We are seeing a lot of opportunities arising and it gets us even more excited about investing in Dutch real estate. Below we elaborate on “WHY” and how we have aligned our portfolio strategy for the Dutch market:
1. The rental sector in inner cities is becoming a goldmine.
This is described in more detail in a recent analysis in Vastgoedjournaal, but in short: The new rental legislation is pushing a lot of rental properties out of the “free” sector (ie. uncapped rent) and into social rent (ie. rent controlled), resulting in much lower returns for the property owners. Many private owners are going to sell their rental properties instead of offering them in the rent controlled sector, and this will significantly decrease the supply in rental properties, causing rents in inner cities to continue to increase. The likely outcome is that good investment properties in the uncapped sector are going to increase sharply in value.
At BRXS, we specifically look for rental properties that are in the free sector or that we can keep in the free sector through minor renovations and energy label improvements. We feel very strongly on the future potential of this segment.
2. Invest where the shortages are
There is currently a huge shortage of student housing and this shortage continues to grow every year as not enough student houses are added, and the influx of (foreign) students continues to increase. Therefore, we at BRXS remain strongly committed to room rental properties that often bring a higher return, a lower chance of vacancy and have a good forecast for future years.
3. Cheaper acquisitions
Due to higher interest rates and new legislation, there are fewer buyers than before for investment properties. This allows us to be even more strict on quality requirements, return prospects and negotiate strongly. For example, our last few properties, we purchased below the taxation value.
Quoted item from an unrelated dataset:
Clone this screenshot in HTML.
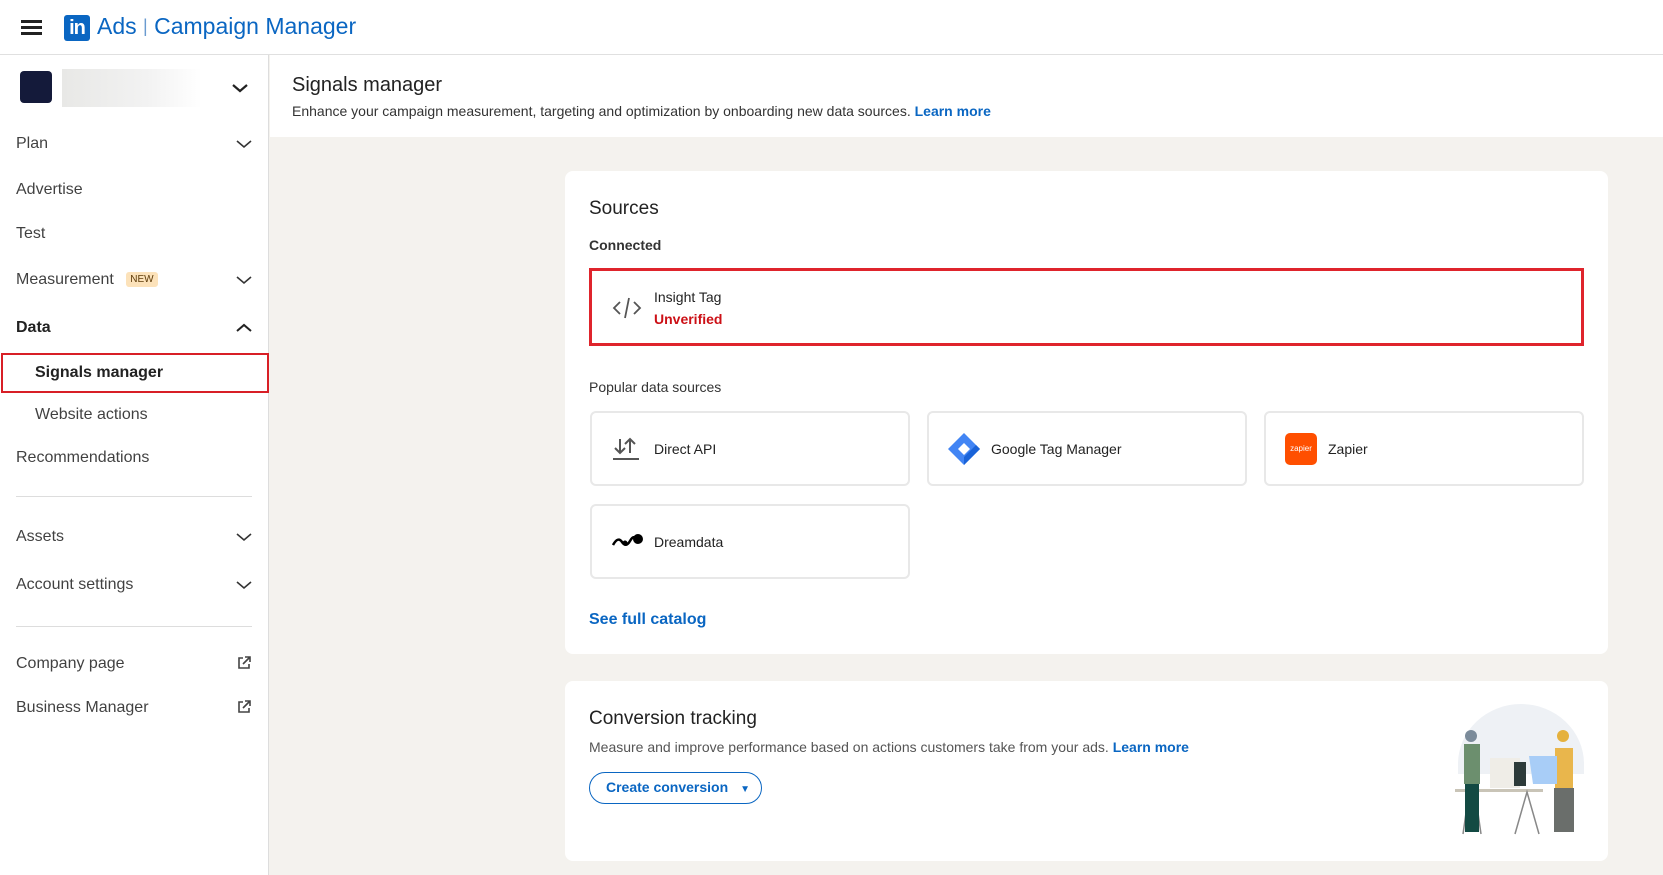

4. General shortage of residential real estate in the Netherlands
The Netherlands remains a strong economy attracting a lot of businesses, expats and investments; that growth is going to continue and as a result a strong housing supply is needed. But despite the strong growth in the housing market over the last 10 years, there is still a shortage of more than 300,000 homes. That's huge! To close this shortage, the government is trying to increase the pace from 70,000 new homes to 100,000 new homes per year. Even if this is achieved (which does not seem realistic), the housing shortage will not be eliminated before 2030.
5. New legislations have no impact on BRXS
Other new legislations such as Box 3 and buyout protection have no impact on BRXS:
- The recent Box 3 adjustments have a negative impact for private investors who own their own property themselves, because you can no longer deduct the debts (mortgage) from the property value, resulting in a much higher reported return and taxes. But for investors who invest in real estate funds or through the BRXS platform, there is no impact; in fact, it becomes more fiscally interesting not to purchase properties directly yourself anymore, but to invest through a fund or BRXS.
- Buyout protection (owner occupancy obligation) only impacts owner-occupied properties where there is no rent yet. Again, there is no impact for BRXS as we focus on existing rental properties
Our newest property in Oosterpark (Amsterdam) is a good example of how we align our acquisitions with all the above trends and offer investment properties that are set for a strong future.
Of course in the future we will also look at other sectors and even abroad, but right now there are good returns and opportunities right under our noses and in sectors where we have a lot of experience. So it would be a shame not to capitalise on that.